** Short task **
Starting at the line that contains "Output the component" and stopping at the line that contains "boolean; num?: string", repeat every line exactly, the two end lines included, and nothing else.
** START Provided records **
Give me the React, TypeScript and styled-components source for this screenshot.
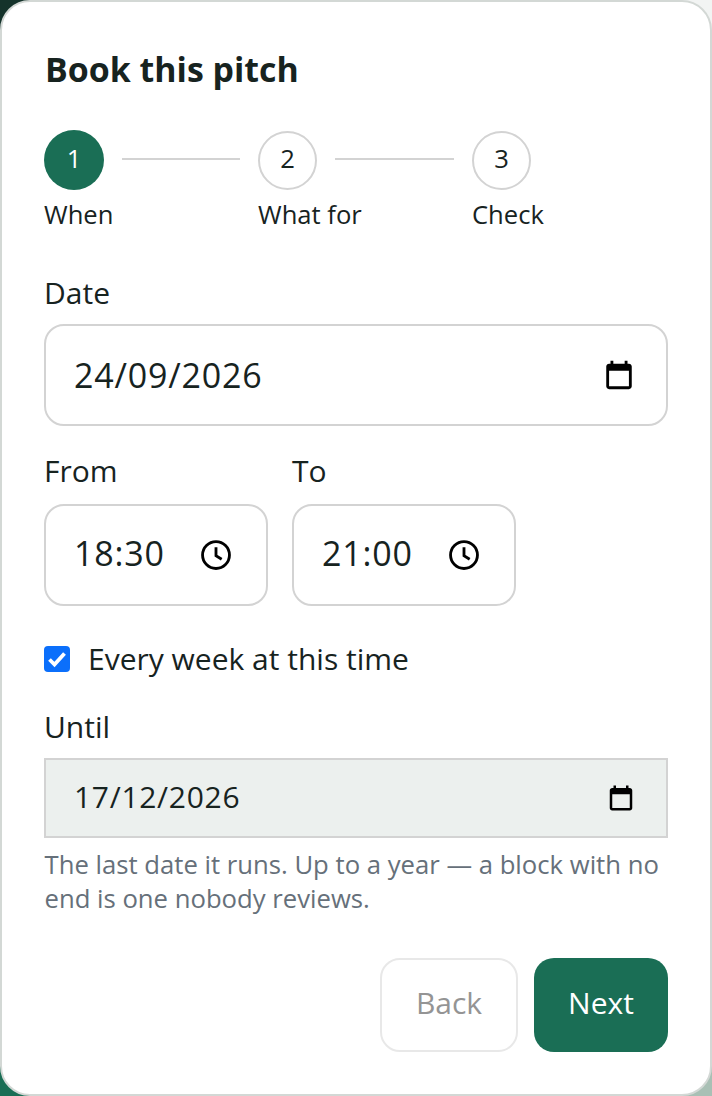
** END Provided records **
** START Provided records **
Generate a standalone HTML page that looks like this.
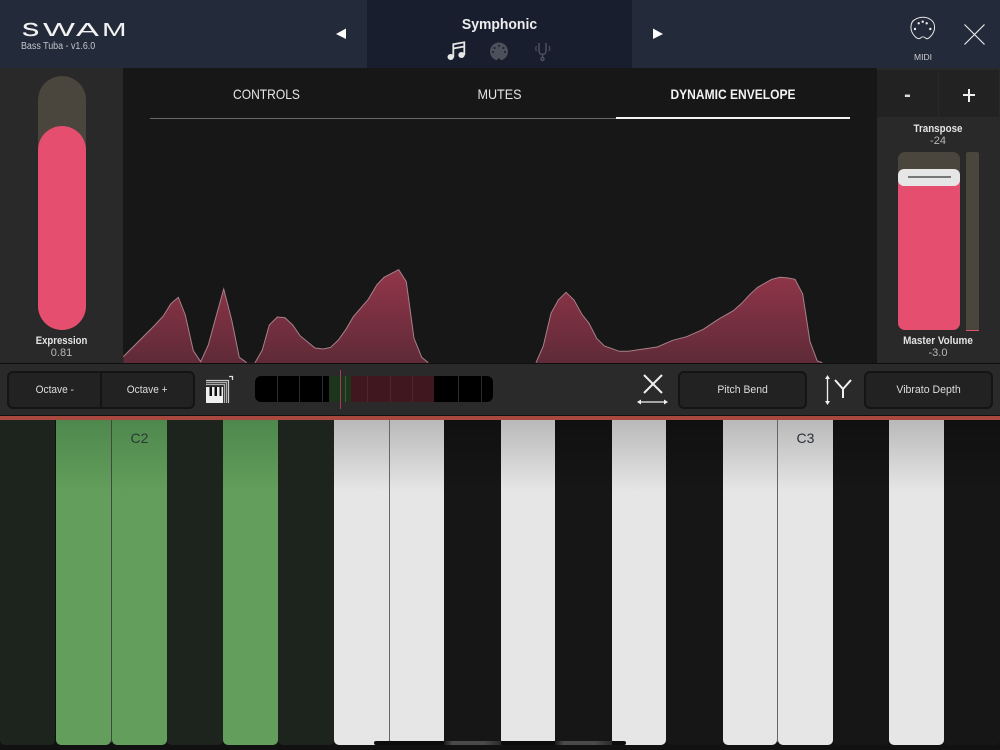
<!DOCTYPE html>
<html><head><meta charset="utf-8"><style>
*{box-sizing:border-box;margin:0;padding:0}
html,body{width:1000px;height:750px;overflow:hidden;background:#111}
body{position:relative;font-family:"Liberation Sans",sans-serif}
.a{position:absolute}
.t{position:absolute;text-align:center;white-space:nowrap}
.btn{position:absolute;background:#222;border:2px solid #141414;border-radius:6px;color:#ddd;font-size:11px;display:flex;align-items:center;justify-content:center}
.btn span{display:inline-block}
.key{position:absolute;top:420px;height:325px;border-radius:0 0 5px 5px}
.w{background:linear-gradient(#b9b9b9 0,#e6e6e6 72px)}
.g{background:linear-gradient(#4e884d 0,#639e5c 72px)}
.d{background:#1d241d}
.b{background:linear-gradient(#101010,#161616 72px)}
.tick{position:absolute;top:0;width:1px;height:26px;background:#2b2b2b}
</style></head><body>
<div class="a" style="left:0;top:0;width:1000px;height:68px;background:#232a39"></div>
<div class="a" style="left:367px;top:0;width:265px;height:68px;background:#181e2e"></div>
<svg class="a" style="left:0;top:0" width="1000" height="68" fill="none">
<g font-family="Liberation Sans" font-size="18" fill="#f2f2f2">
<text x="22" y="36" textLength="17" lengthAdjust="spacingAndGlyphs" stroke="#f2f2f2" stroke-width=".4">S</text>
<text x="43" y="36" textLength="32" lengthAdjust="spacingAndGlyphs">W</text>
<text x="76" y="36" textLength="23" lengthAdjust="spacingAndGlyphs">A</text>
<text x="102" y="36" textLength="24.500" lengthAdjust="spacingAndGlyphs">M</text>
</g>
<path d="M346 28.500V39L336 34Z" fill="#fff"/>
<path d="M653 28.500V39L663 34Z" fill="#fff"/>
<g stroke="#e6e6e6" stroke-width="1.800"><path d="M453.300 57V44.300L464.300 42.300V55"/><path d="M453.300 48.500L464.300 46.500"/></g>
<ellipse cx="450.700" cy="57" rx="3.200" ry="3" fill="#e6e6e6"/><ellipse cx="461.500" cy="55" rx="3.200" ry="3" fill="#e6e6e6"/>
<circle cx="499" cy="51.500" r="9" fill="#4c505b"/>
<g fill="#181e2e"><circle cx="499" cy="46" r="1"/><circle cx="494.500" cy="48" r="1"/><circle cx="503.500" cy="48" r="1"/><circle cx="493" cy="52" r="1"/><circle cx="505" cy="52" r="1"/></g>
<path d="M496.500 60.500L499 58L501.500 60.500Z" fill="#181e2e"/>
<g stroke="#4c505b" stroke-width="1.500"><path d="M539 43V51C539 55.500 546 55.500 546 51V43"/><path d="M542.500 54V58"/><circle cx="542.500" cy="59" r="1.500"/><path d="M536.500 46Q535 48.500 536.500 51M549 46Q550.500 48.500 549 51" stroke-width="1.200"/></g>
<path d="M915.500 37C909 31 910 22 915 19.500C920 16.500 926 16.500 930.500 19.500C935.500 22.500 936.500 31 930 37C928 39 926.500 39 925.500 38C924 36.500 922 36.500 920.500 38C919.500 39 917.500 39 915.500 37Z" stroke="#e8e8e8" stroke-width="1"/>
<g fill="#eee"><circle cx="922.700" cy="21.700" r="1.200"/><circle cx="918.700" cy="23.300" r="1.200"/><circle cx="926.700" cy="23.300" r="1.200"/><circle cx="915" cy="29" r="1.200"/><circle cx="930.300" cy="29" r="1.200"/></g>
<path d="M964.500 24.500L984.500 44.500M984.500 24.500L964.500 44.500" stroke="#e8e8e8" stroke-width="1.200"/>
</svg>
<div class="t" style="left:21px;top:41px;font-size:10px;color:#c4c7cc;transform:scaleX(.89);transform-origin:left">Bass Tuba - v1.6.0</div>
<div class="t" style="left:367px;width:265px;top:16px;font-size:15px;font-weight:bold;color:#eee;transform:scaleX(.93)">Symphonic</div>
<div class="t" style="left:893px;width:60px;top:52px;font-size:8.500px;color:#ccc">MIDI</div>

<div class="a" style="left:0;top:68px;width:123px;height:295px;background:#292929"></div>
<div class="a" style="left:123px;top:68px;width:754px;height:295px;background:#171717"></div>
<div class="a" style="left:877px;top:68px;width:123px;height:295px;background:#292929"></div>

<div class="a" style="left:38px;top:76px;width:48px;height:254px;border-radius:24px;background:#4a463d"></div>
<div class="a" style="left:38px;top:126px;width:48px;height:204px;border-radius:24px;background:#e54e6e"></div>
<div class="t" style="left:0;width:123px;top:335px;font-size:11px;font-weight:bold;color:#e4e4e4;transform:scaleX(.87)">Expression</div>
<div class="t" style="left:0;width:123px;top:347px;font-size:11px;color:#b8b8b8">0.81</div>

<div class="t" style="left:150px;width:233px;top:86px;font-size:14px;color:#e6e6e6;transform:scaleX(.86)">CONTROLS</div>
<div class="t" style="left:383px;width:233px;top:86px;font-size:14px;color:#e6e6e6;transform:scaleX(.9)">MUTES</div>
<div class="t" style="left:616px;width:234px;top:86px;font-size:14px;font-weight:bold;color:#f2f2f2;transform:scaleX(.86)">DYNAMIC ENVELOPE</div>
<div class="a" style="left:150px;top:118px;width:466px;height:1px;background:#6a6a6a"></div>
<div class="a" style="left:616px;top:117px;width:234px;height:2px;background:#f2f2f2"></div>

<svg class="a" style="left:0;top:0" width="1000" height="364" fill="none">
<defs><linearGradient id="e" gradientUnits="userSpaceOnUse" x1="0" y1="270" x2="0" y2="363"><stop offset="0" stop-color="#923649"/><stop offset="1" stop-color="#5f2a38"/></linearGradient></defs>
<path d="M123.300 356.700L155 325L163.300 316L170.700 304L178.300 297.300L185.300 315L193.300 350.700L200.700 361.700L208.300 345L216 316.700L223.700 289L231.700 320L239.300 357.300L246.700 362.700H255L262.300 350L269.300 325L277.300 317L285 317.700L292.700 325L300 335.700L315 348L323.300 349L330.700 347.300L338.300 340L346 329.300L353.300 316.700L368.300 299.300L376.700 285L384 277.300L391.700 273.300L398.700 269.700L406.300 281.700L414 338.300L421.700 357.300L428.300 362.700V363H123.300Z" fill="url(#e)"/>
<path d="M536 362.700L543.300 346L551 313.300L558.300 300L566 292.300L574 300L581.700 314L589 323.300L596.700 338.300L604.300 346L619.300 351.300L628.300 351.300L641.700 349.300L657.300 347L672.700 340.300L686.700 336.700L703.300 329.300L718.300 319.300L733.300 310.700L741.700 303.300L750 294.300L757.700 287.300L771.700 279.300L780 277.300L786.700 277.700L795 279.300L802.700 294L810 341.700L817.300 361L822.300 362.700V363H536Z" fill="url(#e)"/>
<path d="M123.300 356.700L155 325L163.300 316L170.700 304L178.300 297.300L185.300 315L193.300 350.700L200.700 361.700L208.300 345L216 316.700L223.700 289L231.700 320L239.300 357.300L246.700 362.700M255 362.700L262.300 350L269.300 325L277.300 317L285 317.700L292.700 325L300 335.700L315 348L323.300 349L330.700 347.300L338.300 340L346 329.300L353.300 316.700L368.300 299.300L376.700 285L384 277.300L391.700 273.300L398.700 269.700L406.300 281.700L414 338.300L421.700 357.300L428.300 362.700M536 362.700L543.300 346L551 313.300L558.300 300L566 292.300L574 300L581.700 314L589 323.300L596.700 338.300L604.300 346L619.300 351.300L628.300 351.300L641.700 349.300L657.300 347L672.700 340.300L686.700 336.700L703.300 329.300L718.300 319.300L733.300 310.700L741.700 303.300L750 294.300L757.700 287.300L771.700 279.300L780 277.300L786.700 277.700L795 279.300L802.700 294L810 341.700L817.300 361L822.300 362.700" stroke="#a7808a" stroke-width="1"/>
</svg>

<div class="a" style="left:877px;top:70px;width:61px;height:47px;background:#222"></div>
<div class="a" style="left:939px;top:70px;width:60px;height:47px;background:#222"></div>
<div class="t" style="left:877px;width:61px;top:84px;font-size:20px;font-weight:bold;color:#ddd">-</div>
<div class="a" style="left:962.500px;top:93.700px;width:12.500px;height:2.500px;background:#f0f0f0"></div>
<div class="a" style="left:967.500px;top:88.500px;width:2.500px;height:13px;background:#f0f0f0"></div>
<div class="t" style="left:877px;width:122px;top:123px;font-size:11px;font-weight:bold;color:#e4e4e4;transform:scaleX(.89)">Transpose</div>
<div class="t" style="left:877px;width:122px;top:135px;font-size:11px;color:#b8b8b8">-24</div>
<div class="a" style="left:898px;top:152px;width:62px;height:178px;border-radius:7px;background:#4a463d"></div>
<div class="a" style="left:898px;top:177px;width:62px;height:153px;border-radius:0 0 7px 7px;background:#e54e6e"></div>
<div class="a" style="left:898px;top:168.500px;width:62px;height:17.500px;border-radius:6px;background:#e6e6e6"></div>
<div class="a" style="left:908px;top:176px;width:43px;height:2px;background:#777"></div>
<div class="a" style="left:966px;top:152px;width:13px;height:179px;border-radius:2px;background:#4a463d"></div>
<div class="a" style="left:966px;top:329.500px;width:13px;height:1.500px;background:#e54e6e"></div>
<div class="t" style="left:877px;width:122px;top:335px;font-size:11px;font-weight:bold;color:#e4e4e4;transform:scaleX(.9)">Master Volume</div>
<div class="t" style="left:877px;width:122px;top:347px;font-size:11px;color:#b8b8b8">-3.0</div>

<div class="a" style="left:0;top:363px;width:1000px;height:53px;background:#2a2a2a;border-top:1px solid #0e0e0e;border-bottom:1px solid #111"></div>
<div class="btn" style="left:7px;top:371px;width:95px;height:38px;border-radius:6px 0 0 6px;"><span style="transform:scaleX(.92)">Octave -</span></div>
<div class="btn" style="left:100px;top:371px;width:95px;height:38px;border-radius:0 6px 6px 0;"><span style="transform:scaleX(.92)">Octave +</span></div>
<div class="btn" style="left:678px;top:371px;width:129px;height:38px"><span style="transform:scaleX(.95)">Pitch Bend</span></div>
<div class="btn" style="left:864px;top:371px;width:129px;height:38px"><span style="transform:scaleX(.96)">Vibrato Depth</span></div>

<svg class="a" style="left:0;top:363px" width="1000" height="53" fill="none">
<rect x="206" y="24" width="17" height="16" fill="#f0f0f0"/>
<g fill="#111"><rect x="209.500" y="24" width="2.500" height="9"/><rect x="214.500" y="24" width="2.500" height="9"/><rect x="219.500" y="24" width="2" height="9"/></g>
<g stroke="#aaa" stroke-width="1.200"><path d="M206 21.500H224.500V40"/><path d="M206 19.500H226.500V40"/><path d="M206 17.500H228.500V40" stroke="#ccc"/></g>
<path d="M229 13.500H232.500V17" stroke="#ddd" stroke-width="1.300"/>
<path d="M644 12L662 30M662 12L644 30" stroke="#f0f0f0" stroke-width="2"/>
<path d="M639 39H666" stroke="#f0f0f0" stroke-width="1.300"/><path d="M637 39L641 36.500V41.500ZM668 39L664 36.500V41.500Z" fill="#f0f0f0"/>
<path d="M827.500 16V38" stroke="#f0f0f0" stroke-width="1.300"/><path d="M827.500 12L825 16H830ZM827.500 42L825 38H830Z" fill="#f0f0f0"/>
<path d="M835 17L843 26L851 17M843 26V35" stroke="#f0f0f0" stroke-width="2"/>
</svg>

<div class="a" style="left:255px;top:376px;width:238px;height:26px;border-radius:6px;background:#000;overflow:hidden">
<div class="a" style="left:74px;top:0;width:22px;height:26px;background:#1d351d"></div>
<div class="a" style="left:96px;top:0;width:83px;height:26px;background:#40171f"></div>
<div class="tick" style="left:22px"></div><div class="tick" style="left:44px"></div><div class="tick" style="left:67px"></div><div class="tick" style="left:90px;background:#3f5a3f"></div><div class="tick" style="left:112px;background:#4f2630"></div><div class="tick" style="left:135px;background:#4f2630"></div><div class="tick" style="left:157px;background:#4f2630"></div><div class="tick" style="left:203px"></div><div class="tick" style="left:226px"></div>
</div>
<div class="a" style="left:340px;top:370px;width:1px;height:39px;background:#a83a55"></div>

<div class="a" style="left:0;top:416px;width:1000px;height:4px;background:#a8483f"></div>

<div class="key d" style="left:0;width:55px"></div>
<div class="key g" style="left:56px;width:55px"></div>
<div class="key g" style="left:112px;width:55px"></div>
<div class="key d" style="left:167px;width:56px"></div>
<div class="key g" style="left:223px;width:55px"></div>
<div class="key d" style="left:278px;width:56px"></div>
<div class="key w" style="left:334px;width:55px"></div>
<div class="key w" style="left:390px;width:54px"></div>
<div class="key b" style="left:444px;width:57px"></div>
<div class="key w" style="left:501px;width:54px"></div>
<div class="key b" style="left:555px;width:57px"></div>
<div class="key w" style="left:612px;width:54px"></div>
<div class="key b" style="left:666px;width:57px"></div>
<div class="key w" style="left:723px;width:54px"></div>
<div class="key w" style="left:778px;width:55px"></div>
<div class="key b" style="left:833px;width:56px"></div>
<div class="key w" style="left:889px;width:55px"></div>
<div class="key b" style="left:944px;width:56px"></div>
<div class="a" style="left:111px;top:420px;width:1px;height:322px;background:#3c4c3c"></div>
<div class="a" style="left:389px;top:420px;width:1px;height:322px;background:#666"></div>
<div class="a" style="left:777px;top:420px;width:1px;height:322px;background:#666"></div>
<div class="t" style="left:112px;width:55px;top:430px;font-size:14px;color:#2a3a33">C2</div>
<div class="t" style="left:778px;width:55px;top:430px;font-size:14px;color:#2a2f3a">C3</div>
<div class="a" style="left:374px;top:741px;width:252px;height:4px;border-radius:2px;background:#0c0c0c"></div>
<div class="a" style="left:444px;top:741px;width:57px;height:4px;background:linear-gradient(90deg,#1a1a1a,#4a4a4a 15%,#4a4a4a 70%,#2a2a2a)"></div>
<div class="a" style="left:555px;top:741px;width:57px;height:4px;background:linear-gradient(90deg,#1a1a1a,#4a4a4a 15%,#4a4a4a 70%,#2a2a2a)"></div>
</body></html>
** END Provided records **
** START Provided records **
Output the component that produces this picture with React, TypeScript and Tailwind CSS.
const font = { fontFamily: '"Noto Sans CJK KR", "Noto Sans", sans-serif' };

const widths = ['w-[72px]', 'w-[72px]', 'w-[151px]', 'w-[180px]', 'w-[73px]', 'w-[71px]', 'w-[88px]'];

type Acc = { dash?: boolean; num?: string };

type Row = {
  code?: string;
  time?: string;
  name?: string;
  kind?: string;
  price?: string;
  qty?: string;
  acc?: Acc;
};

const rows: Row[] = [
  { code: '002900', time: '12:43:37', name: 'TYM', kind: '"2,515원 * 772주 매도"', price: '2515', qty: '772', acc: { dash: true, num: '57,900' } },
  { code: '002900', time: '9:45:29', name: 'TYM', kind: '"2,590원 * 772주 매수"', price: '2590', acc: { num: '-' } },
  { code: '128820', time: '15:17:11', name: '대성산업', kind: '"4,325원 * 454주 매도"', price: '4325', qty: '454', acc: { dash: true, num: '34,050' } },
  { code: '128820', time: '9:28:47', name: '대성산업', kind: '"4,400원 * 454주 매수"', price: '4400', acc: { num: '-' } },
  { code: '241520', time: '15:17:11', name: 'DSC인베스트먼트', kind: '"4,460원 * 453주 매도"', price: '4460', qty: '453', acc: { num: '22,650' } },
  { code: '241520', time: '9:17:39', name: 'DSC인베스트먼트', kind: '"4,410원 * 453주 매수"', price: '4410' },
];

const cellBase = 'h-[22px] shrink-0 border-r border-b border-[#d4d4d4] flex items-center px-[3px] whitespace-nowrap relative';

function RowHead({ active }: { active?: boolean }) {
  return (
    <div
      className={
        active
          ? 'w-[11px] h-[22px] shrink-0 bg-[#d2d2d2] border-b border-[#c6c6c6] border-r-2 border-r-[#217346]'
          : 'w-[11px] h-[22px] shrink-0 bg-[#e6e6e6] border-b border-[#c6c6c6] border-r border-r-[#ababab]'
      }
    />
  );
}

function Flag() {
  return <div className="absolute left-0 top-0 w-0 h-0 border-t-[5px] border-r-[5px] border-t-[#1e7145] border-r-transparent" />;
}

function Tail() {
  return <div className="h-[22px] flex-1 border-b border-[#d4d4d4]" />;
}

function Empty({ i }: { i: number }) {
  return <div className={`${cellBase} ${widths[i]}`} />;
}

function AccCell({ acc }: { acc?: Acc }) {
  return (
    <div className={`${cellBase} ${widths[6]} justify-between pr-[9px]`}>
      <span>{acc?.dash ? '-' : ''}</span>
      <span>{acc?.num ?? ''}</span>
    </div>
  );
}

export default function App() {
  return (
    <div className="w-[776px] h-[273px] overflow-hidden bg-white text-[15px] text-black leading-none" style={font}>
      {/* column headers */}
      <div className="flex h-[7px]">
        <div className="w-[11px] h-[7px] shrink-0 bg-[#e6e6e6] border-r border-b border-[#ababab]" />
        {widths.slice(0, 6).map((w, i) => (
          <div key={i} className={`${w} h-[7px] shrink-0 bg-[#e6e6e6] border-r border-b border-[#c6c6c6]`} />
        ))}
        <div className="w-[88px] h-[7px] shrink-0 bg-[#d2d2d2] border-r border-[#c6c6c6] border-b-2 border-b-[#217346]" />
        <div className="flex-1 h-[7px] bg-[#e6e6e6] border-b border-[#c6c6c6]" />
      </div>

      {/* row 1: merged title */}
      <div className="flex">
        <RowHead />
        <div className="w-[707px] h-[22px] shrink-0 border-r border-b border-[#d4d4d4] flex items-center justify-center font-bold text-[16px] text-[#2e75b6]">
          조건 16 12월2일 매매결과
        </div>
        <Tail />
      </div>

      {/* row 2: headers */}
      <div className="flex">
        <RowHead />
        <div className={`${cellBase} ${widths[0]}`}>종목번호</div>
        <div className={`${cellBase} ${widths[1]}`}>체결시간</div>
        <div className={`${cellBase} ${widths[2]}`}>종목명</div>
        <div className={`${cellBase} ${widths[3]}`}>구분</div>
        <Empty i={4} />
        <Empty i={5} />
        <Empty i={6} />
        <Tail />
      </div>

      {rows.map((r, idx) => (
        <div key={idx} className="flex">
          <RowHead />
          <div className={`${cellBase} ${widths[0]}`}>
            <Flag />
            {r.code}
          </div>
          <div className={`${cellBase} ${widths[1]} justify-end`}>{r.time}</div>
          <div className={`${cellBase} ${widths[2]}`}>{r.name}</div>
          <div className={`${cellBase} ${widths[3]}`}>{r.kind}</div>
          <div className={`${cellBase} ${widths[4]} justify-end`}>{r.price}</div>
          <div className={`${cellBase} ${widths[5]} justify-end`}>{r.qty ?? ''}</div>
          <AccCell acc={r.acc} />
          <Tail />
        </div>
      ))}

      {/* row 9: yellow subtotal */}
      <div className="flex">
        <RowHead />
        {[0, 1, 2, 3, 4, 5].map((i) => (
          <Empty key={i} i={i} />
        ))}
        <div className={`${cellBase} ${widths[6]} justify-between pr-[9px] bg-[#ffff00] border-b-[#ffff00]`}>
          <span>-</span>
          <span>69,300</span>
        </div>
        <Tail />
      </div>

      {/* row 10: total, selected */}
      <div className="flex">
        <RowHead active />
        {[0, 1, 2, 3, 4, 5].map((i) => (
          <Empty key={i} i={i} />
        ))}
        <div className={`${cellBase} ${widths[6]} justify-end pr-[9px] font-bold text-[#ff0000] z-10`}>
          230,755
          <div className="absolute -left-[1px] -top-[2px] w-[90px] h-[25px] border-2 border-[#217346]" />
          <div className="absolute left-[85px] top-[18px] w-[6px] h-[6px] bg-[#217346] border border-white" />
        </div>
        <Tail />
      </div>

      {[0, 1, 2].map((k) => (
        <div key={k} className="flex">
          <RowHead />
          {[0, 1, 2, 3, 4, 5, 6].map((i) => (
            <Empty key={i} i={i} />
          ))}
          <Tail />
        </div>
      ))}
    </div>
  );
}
** END Provided records **
** Exercise answer **
Output the component that produces this picture with React, TypeScript and Tailwind CSS.
const font = { fontFamily: '"Noto Sans CJK KR", "Noto Sans", sans-serif' };

const widths = ['w-[72px]', 'w-[72px]', 'w-[151px]', 'w-[180px]', 'w-[73px]', 'w-[71px]', 'w-[88px]'];

type Acc = { dash?: boolean; num?: string };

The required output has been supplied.